**Task brief**
Look through the lines below and extract each one that contains "styled".

**Available data**
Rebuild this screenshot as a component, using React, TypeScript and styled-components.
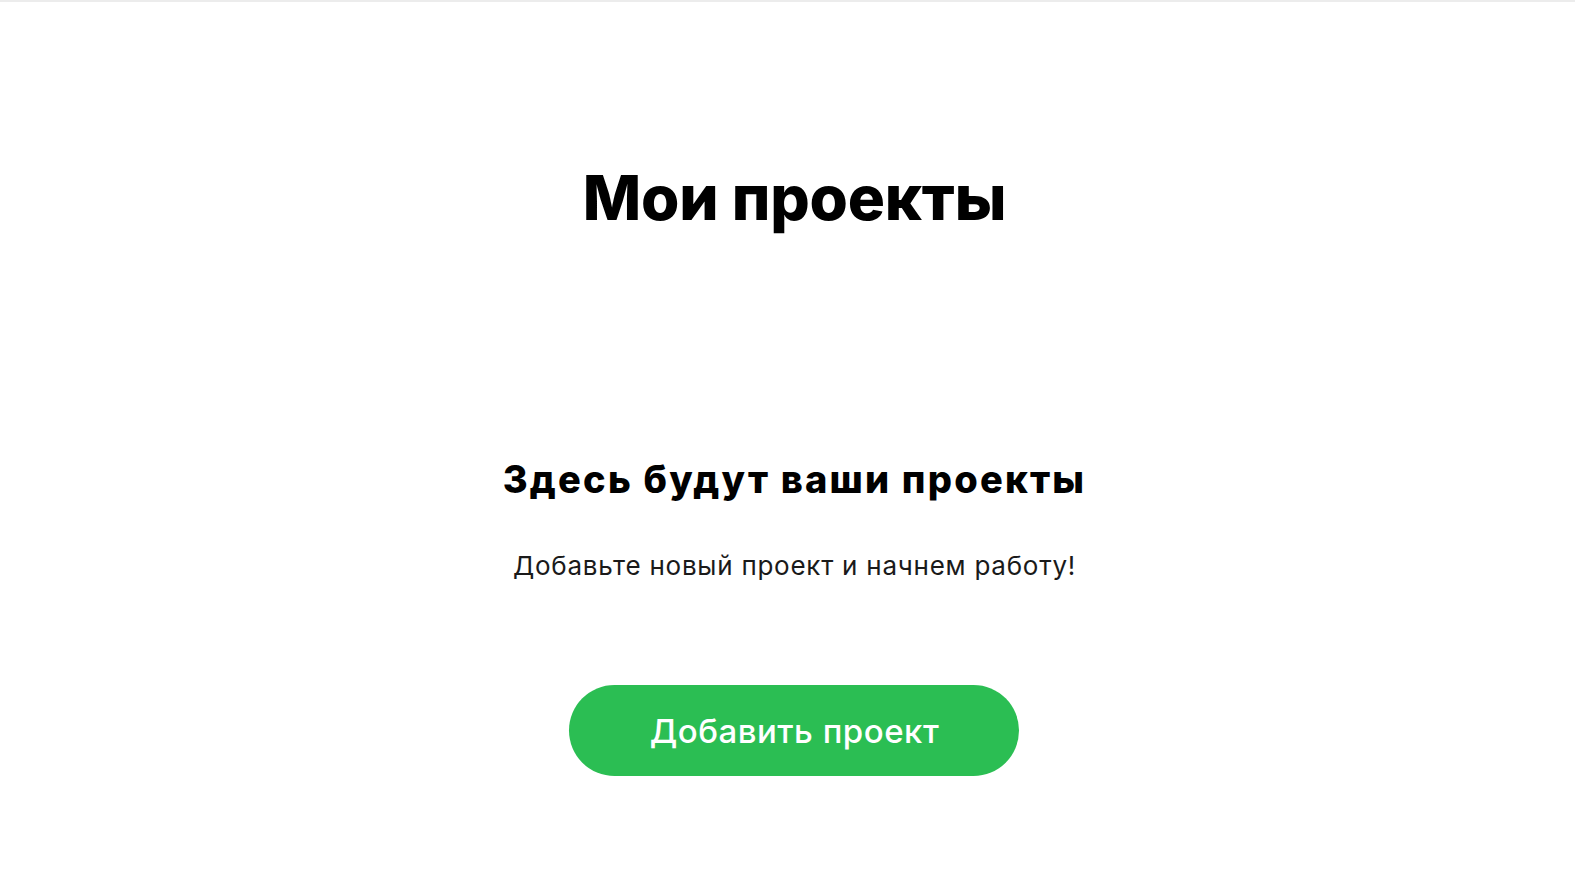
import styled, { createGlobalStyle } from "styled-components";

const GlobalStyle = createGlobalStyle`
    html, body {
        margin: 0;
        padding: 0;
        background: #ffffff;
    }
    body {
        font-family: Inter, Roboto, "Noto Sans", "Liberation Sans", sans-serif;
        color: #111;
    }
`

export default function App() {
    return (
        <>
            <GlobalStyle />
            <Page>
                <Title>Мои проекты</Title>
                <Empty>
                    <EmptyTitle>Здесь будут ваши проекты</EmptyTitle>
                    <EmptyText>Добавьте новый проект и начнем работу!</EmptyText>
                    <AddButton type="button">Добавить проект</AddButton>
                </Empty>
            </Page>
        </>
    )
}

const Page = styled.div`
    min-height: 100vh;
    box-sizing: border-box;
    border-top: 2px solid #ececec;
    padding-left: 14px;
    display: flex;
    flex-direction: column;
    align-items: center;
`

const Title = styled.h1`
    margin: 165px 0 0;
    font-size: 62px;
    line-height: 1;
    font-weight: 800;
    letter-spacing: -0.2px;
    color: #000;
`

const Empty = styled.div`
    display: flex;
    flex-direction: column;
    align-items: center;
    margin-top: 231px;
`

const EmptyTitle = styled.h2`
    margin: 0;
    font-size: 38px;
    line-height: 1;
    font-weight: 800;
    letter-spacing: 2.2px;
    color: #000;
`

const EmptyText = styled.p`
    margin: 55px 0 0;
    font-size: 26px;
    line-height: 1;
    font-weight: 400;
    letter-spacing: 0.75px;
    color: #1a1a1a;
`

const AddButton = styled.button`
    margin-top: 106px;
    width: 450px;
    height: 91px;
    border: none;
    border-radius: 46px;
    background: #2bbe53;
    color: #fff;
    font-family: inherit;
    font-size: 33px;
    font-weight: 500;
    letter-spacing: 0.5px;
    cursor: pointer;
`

**Solution for this task**
Rebuild this screenshot as a component, using React, TypeScript and styled-components.
import styled, { createGlobalStyle } from "styled-components";
const Page = styled.div`
const Title = styled.h1`
const Empty = styled.div`
const EmptyTitle = styled.h2`
const EmptyText = styled.p`
const AddButton = styled.button`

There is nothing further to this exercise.